Written by: Rebecca Goodman
The government needs to increase minimum pension contributions or risk a catastrophe in retirement for pensioners, a leading group of MPs have warned.

The minimum pension contribution paid through the auto-enrolment scheme is too low and needs to be increased, the Work and Pensions Committee warned.

The rate stands at 8%, but the committee suggested it rise to 12%. However, the MPs said the rise should not be introduced during the current cost-of-living crisis, but insisted that plans for this rise need to be addressed by the government now.

Stephen Timms MP, chair of the Work and Pensions Committee, said: “With many struggling through a cost-of-living crisis, now is not the time to ask people to find extra money for their pensions, but this does not mean that the new team of DWP ministers can sit on their hands and ignore the dark clouds gathering on the horizon for a future generation of pensioners.

“Without action to prepare the ground now, many people will feel the reality of this coming catastrophe in their later years.”

The increase could be achieved by starting with a rise in employer contributions to 5%, level with employees, the group suggested.

It follows calls from the Association of British Insurers (ABI) – the trade association for the long-term savings industry – to increase the rate of contributions from 8% to 12% with savers having the option of choosing a rate of 10%.

The auto-enrolment scheme, which was introduced 10 years ago, has seen the numbers saving for retirement rise significantly, from two million to more than 10.7 million.

It requires all employers to automatically enrol workers into a workplace pension scheme, as long as they are aged between 22 and 64 and earn at least £10,000 in a single job.

‘False sense of security’

But even though millions are now saving for their retirement, the report found the majority of savers (60%)  are not saving enough to secure an adequate income when they retire.

Only 39% of households and 37% of individuals are on track for an adequate pension, according to research from the Pensions Policy Institute.

Timms added: “While automatic enrolment has been successful in boosting participation in workplace pension saving, many people will be feeling a false sense of security holding on to the idea that putting away the minimum amount will be enough to enjoy a fulfilling retirement.

“The blunt truth is that many employees need to save more but do not realise it.

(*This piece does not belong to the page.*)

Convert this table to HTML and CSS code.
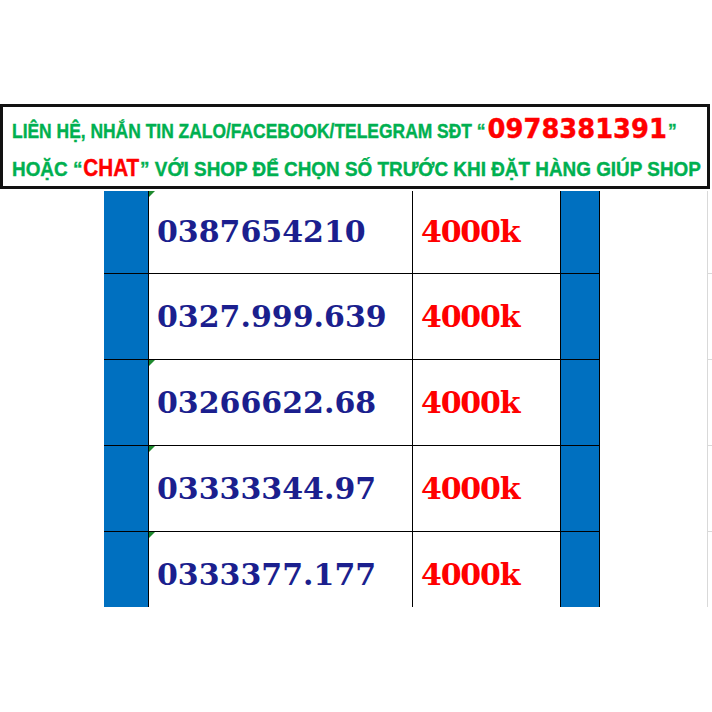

The government must urgently consider how to boost saving, including examining the case for increasing minimum contributions, before it is too late.”

More help for gig workers and the self-employed

The report revealed gig workers and those who are self-employed are at real risk of being left behind in retirement unless the government steps in to ensure they have access to auto-enrolment or similar schemes.

Just 16% of self-employed workers save into a pension, a fall from 48% in the 1990s, and the committee has suggested the government trial ways for these workers to be automatically enrolled into pension saving.

It also said those aged 40 and over are particularly at risk as they have a limited time to build up a pension pot if they don’t have access to a defined benefit pension, which pays benefits based on salary and length of service.